DER KAPITALISMUS HAT SEINE EIGENEN MÄRCHEN : Die Fiktion und ihr Soziales
ISOLDE CHARIM
Der Film „Searching for Sugarman“ über einen verkannten Musiker, der in den USA ein hartes Leben als Bauarbeiter führt, ohne zu ahnen, dass er und seine Musik in Südafrika Kultstatus besitzen – dieser Film erzählt nicht nur die reale Geschichte des Sixto Rodriguez, er erzählt auch das Märchen unserer gegenwärtigen Gesellschaft. Nirgendwo erfährt man mehr über die Verfasstheit einer Gesellschaft als in ihren Sehnsuchtserzählungen.
Vom Tellerwäscher zum Millionär – das war das Märchen des industriellen Kapitalismus und seiner alten demokratischen Gesellschaft. Das war die Story einer durchlässigen Leistungsgesellschaft, in der jeder aufsteigen kann, wenn er nur will. Dazu brauchte es nicht Talent im qualitativen Sinn, sondern Geschick und Durchsetzungsvermögen. Es war die Illusion des Selfmademans und die Vorstellung, der Maßstab für Erfolg sei Geld.

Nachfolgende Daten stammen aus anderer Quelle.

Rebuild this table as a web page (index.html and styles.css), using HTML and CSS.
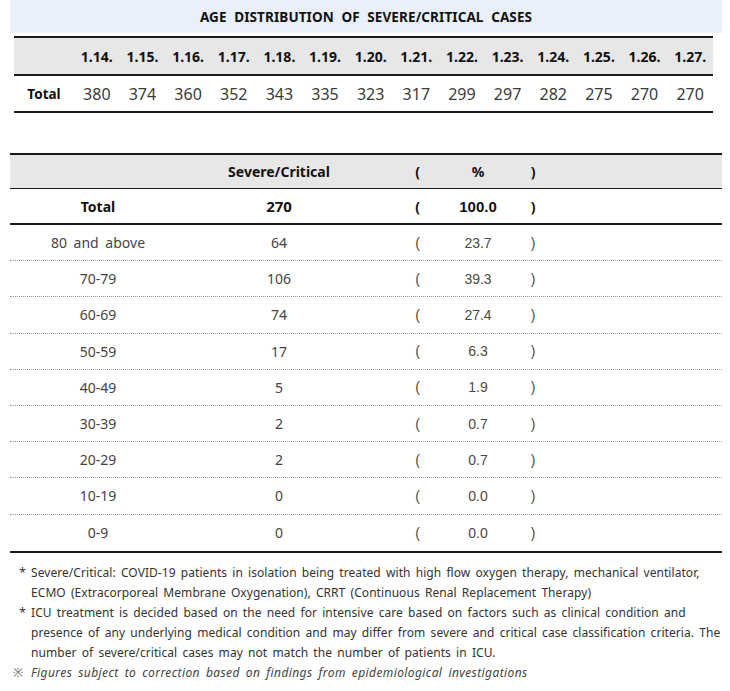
FILE: index.html
```html
<!DOCTYPE html>
<html lang="en">
<head>
<meta charset="utf-8">
<title>Age distribution of severe/critical cases</title>
<link rel="stylesheet" href="styles.css">
</head>
<body>
<div class="page">
  <div class="title-band">AGE DISTRIBUTION OF SEVERE/CRITICAL CASES</div>

  <div class="trend">
    <div class="trend-row trend-head">
      <span></span>
      <span>1.14.</span><span>1.15.</span><span>1.16.</span><span>1.17.</span><span>1.18.</span><span>1.19.</span><span>1.20.</span>
      <span>1.21.</span><span>1.22.</span><span>1.23.</span><span>1.24.</span><span>1.25.</span><span>1.26.</span><span>1.27.</span>
    </div>
    <div class="trend-row trend-body">
      <span class="trend-label">Total</span>
      <span>380</span><span>374</span><span>360</span><span>352</span><span>343</span><span>335</span><span>323</span>
      <span>317</span><span>299</span><span>297</span><span>282</span><span>275</span><span>270</span><span>270</span>
    </div>
  </div>

  <div class="ages">
    <div class="age-row age-head">
      <span></span><span>Severe/Critical</span><span class="paren-l">(</span><span>%</span><span>)</span><span></span>
    </div>
    <div class="age-row age-total">
      <span>Total</span><span class="count">270</span><span class="paren-l">(</span><span class="pct">100.0</span><span>)</span><span></span>
    </div>
    <div class="age-row age-data">
      <span class="label">80 and above</span><span class="count">64</span><span class="paren-l">(</span><span class="pct">23.7</span><span class="paren-r">)</span><span></span>
    </div>
    <div class="age-row age-data">
      <span class="label">70-79</span><span class="count">106</span><span class="paren-l">(</span><span class="pct">39.3</span><span class="paren-r">)</span><span></span>
    </div>
    <div class="age-row age-data">
      <span class="label">60-69</span><span class="count">74</span><span class="paren-l">(</span><span class="pct">27.4</span><span class="paren-r">)</span><span></span>
    </div>
    <div class="age-row age-data">
      <span class="label">50-59</span><span class="count">17</span><span class="paren-l">(</span><span class="pct">6.3</span><span class="paren-r">)</span><span></span>
    </div>
    <div class="age-row age-data">
      <span class="label">40-49</span><span class="count">5</span><span class="paren-l">(</span><span class="pct">1.9</span><span class="paren-r">)</span><span></span>
    </div>
    <div class="age-row age-data">
      <span class="label">30-39</span><span class="count">2</span><span class="paren-l">(</span><span class="pct">0.7</span><span class="paren-r">)</span><span></span>
    </div>
    <div class="age-row age-data">
      <span class="label">20-29</span><span class="count">2</span><span class="paren-l">(</span><span class="pct">0.7</span><span class="paren-r">)</span><span></span>
    </div>
    <div class="age-row age-data">
      <span class="label">10-19</span><span class="count">0</span><span class="paren-l">(</span><span class="pct">0.0</span><span class="paren-r">)</span><span></span>
    </div>
    <div class="age-row age-data age-last">
      <span class="label">0-9</span><span class="count">0</span><span class="paren-l">(</span><span class="pct">0.0</span><span class="paren-r">)</span><span></span>
    </div>
  </div>

  <div class="notes">
    <p class="note"><span class="mark">*</span><span>Severe/Critical: COVID-19 patients in isolation being treated with high flow oxygen therapy, mechanical ventilator,<br>ECMO (Extracorporeal Membrane Oxygenation), CRRT (Continuous Renal Replacement Therapy)</span></p>
    <p class="note"><span class="mark">*</span><span>ICU treatment is decided based on the need for intensive care based on factors such as clinical condition and<br>presence of any underlying medical condition and may differ from severe and critical case classification criteria. The<br>number of severe/critical cases may not match the number of patients in ICU.</span></p>
    <p class="note note-italic"><span class="mark mark-ref">※</span><span>Figures subject to correction based on findings from epidemiological investigations</span></p>
  </div>
</div>
</body>
</html>
```
FILE: styles.css
```css
* { box-sizing: border-box; }

html, body {
  margin: 0;
  padding: 0;
  background: #ffffff;
}

body {
  font-family: "Noto Sans", "Open Sans", "Liberation Sans", sans-serif;
  color: #333333;
  width: 730px;
}

.page {
  display: flex;
  flex-direction: column;
}

.title-band {
  margin: 0 8px 0 10px;
  height: 33px;
  background: #eaf0f9;
  display: flex;
  align-items: center;
  justify-content: center;
  font-size: 13.5px;
  font-weight: 700;
  color: #111111;
  word-spacing: 4px;
  letter-spacing: 0.1px;
}

/* ---------- daily trend table ---------- */
.trend {
  margin: 3px 17px 0 14px;
  border-top: 2px solid #1a1a1a;
  border-bottom: 2px solid #1a1a1a;
}

.trend-row {
  display: grid;
  grid-template-columns: 60px repeat(14, 1fr);
  align-items: center;
  text-align: center;
}

.trend-head {
  height: 38px;
  background: #e7e7e7;
  border-bottom: 2px solid #1a1a1a;
  font-size: 14px;
  font-weight: 700;
  color: #111111;
}

.trend-body {
  height: 35px;
  font-size: 16px;
  color: #3a3a3a;
}

.trend-label {
  font-size: 13.5px;
  font-weight: 700;
  color: #111111;
}

/* ---------- age table ---------- */
.ages {
  margin: 40px 8px 0 10px;
  border-top: 2px solid #1a1a1a;
  border-bottom: 2px solid #1a1a1a;
}

.age-row {
  display: grid;
  grid-template-columns: 176px 186px 60px 92px 18px 1fr;
  align-items: center;
  text-align: center;
}

.paren-l {
  text-align: right;
  padding-right: 12px;
}

.age-head {
  height: 34px;
  background: #e7e7e7;
  border-bottom: 1px solid #1a1a1a;
  font-size: 14px;
  font-weight: 700;
  color: #111111;
}

.age-total {
  height: 36px;
  border-bottom: 2px solid #1a1a1a;
  font-size: 14px;
  font-weight: 700;
  color: #111111;
}

.age-total .count { font-size: 15px; }

.age-total .pct {
  font-family: "Liberation Sans", Arial, sans-serif;
  font-size: 15px;
}

.age-data {
  height: 36.2px;
  border-bottom: 1px dotted #9a9a9a;
  font-size: 14px;
  color: #444444;
}

.age-last { border-bottom: none; }

.label { word-spacing: 3px; }

.age-data .pct,
.age-data .paren-l,
.age-data .paren-r {
  font-family: "Liberation Sans", Arial, sans-serif;
  font-size: 14px;
  color: #4a4a4a;
}

/* ---------- notes ---------- */
.notes {
  margin: 10px 0 0 0;
  display: flex;
  flex-direction: column;
}

.note {
  margin: 0;
  display: flex;
  font-size: 12px;
  line-height: 20px;
  color: #333333;
  word-spacing: 2px;
  letter-spacing: 0.06px;
}

.mark {
  width: 31px;
  flex: none;
  text-align: right;
  padding-right: 5px;
}

.mark-ref {
  padding-right: 8px;
  font-style: normal;
  font-size: 12px;
  color: #666666;
  letter-spacing: 0;
}

.note-italic {
  font-style: italic;
  color: #444444;
  letter-spacing: 0.4px;
  word-spacing: 2.5px;
}
```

Das ist aber längst nicht mehr das Märchen unserer gegenwärtigen Gesellschaft, dieser „Gesellschaft der Singularitäten“, wie sie der Franzose Pierre Rosanvallon in seinem neuen Buch „Die Gesellschaft der Gleichen“ – einer der interessantesten Neuerscheinung dieses Frühjahrs – bezeichnet. Singularität meint einen neuen Individualismus mit seinen „durch und durch persönlichen Existenzen“. Die Menschen werden heute, so Rosanvallon, mehr von ihrer persönlichen Geschichte als von ihrer sozialen Lage bestimmt. So kann dasselbe Milieu zu den unterschiedlichsten Lebenswegen führen. Unsere jeweilige Lebensgeschichte prägt uns heute viel mehr als unsere Herkunft oder Klasse. Singulär ist dieser Individualismus also, weil es um den Einzelnen in seiner spezifischen Besonderheit geht.

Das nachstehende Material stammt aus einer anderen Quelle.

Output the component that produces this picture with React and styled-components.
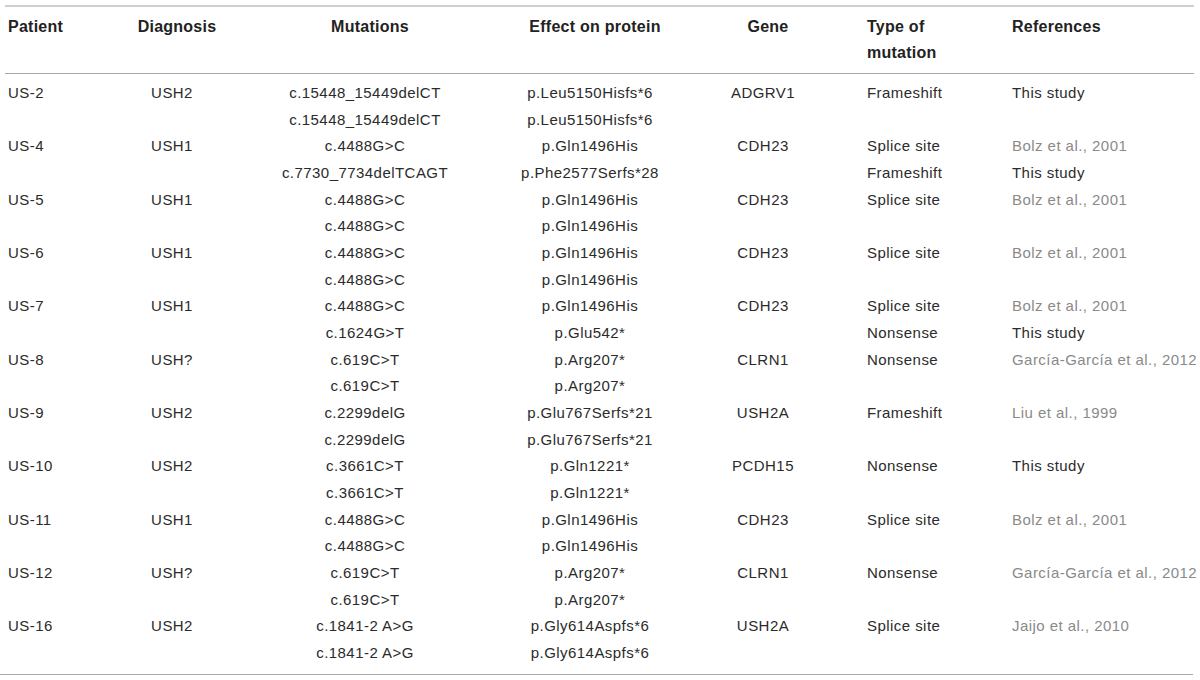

Wobei diese Singularität zugleich ein Faktum und eine Sehnsucht ist. In einer Gesellschaft von Singularitäten richtet sich das Verlangen darauf, in den Augen der anderen etwas zu bedeuten, in seiner Besonderheit mit seiner Geschichte gewürdigt zu werden. Kurzum – in einer solchen Gesellschaft ist Anerkennung die zentrale Währung.

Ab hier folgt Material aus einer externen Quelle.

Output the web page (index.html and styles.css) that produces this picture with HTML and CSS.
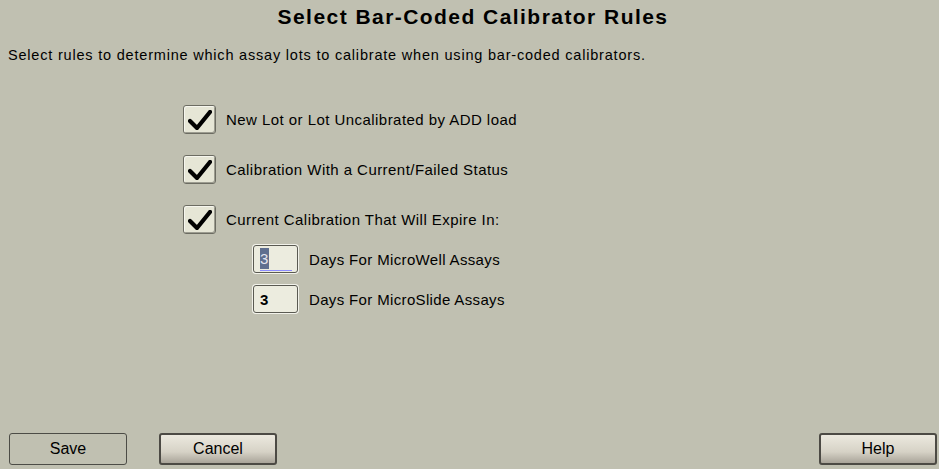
FILE: index.html
```html
<!DOCTYPE html>
<html lang="en">
<head>
  <meta charset="UTF-8" />
  <title>Select Bar-Coded Calibrator Rules</title>
  <link rel="stylesheet" href="styles.css">
</head>
<body>
  <div class="screen">
    <h1 class="title">Select Bar-Coded Calibrator Rules</h1>
    <p class="intro">Select rules to determine which assay lots to calibrate when using bar-coded calibrators.</p>

    <div class="rules">
      <div class="rule">
        <span class="check"><svg viewBox="0 0 24 20" width="24" height="20"><path d="M2 11 L9 18 L22 2" fill="none" stroke="#000" stroke-width="4.2" stroke-linecap="round" stroke-linejoin="round"/></svg></span>
        <span class="label">New Lot or Lot Uncalibrated by ADD load</span>
      </div>
      <div class="rule">
        <span class="check"><svg viewBox="0 0 24 20" width="24" height="20"><path d="M2 11 L9 18 L22 2" fill="none" stroke="#000" stroke-width="4.2" stroke-linecap="round" stroke-linejoin="round"/></svg></span>
        <span class="label">Calibration With a Current/Failed Status</span>
      </div>
      <div class="rule">
        <span class="check"><svg viewBox="0 0 24 20" width="24" height="20"><path d="M2 11 L9 18 L22 2" fill="none" stroke="#000" stroke-width="4.2" stroke-linecap="round" stroke-linejoin="round"/></svg></span>
        <span class="label">Current Calibration That Will Expire In:</span>
      </div>

      <div class="days">
        <div class="day">
          <span class="field focused"><span class="sel">3</span></span>
          <span class="label">Days For MicroWell Assays</span>
        </div>
        <div class="day">
          <span class="field"><b>3</b></span>
          <span class="label">Days For MicroSlide Assays</span>
        </div>
      </div>
    </div>

    <div class="footer">
      <button class="btn flat">Save</button>
      <button class="btn">Cancel</button>
      <button class="btn help">Help</button>
    </div>
  </div>
</body>
</html>
```

FILE: styles.css
```css
html, body {
  margin: 0;
  padding: 0;
  height: 100%;
}
body {
  background-color: #c0c0b1;
  font-family: "Liberation Sans", Arial, sans-serif;
  color: #000;
}
.screen {
  height: 100%;
  display: flex;
  flex-direction: column;
  box-sizing: border-box;
  padding: 0 2px 4px 9px;
}
.title {
  margin: 5px 0 0;
  font-size: 21px;
  font-weight: bold;
  text-align: center;
  line-height: 24px;
  letter-spacing: 1.45px;
}
.intro {
  margin: 17px 0 0 -1px;
  font-size: 14.5px;
  line-height: 18px;
  letter-spacing: 0.8px;
}
.rules {
  margin: 41px 0 0 174px;
  display: flex;
  flex-direction: column;
}
.rule {
  display: flex;
  align-items: center;
  height: 29px;
  margin-bottom: 21px;
}
.check {
  width: 31px;
  height: 27px;
  border: 1px solid #6c6c62;
  border-radius: 3px;
  background: #e6e6d6;
  box-shadow: inset 1px 1px 0 #f6f6ee, inset -1px -1px 0 #9c9c90;
  display: flex;
  align-items: center;
  justify-content: center;
  margin-right: 10px;
}
.label {
  font-size: 15px;
  letter-spacing: 0.45px;
}
.days .label {
  letter-spacing: 0.35px;
}
.days {
  margin: -11px 0 0 69px;
}
.day {
  display: flex;
  align-items: center;
  height: 30px;
  margin-bottom: 10px;
}
.field {
  width: 37px;
  height: 26px;
  border: 1px solid #5a5a52;
  border-radius: 3px;
  box-shadow: 0 0 0 1px #f2f2ea;
  background: #ececdf;
  margin: 0 11px 0 1px;
  display: flex;
  align-items: center;
  padding-left: 6px;
  box-sizing: content-box;
  font-size: 15px;
}
.field b {
  font-weight: bold;
}
.field.focused {
  position: relative;
}
.field.focused::after {
  content: "";
  position: absolute;
  left: 6px;
  right: 5px;
  bottom: 1px;
  height: 1px;
  background: #8c8cff;
}
.sel {
  background: #5f6f8f;
  color: #e4e4ee;
  height: 21px;
  line-height: 21px;
  margin-top: -1px;
  width: 9px;
}
.footer {
  margin-top: auto;
  display: flex;
}
.btn {
  width: 118px;
  height: 32px;
  font-family: "Liberation Sans", Arial, sans-serif;
  font-size: 16px;
  color: #000;
  border: 2px solid #4c4a44;
  border-radius: 3px;
  background: linear-gradient(#ece9df, #d6d2c6 60%, #a9a499);
  margin-right: 32px;
  padding: 0;
}
.btn.flat {
  border: 1px solid #4c4c46;
  background: #c0c0b1;
}
.btn.help {
  margin-left: auto;
  margin-right: 0;
}
```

Die Geschichte des Sixto Rodriguez ist die Geschichte einer Passion und einer modernen Erlösung. Das Leben als Bauarbeiter ist eine doppelte Passion: physisch in seiner Härte und psychisch in seiner Unsichtbarkeit. Was aber die Erlösung ist, das zeigt der Höhepunkt des Films: Das erste Konzert, das Rodriguez in Südafrika gibt, hat eine religiöse Dimension. Für die Südafrikaner, weil der aus unerfindlichen Gründen totgeglaubte Rodriguez wiederauferstanden zu sein scheint. Für ihn, weil er erstmals – nach langen Jahren im Verborgenen einer bitteren Existenz – im emphatischen Sinne gesehen wurde: Er wurde erkannt als der, der er ist.
Erlösung heißt in unserer Gesellschaft Wahrgenommenwerden, in seiner spezifischen Besonderheit gesehen werden. Das ist eine neue Form von Vergesellschaftung, die paradoxe Vergesellschaftung nicht des Einzelnen, sondern als Einzelner. Was früher die Aufhebung von Entfremdung leisten sollte, das ist heute das Anerkanntwerden in seiner Singularität. Der Star ist natürlich der Höhepunkt solcher Singularisierung, das Märchen unserer „Gesellschaft der Singularitäten“. Warhols 15 Minuten Ruhm für jeden ist deren allgemeine Formel.
Erfolg misst sich nicht mehr nur in Geld, wie in der Gesellschaft des alten Kapitalismus. Im Zeitalter der Singularitäten ist die Währung für Erfolg die Anerkennung. Deshalb hat die Geschichte des lange verkannten Sixto Rodriguez alle Ingredienzien, die Leidens- und Sehnsuchtserzählungen unserer Gesellschaft zu verdichten. Das macht sie zu dem Märchen unserer Zeit.
Und es ist eine mittlerweile banale, aber immer wieder erstaunliche Feststellung, dass solch eine Geschichte zugleich das Märchen des Widerstands als auch jenes des Erfolgs ist. Der Regisseur hat den Film – so die Legende – mit einer 1-Dollar App für Super-8-Filme gedreht. Vom Tellerwäscher zum Star. Es ist kein Wunder, dass der Film einen Oscar gewonnen hat.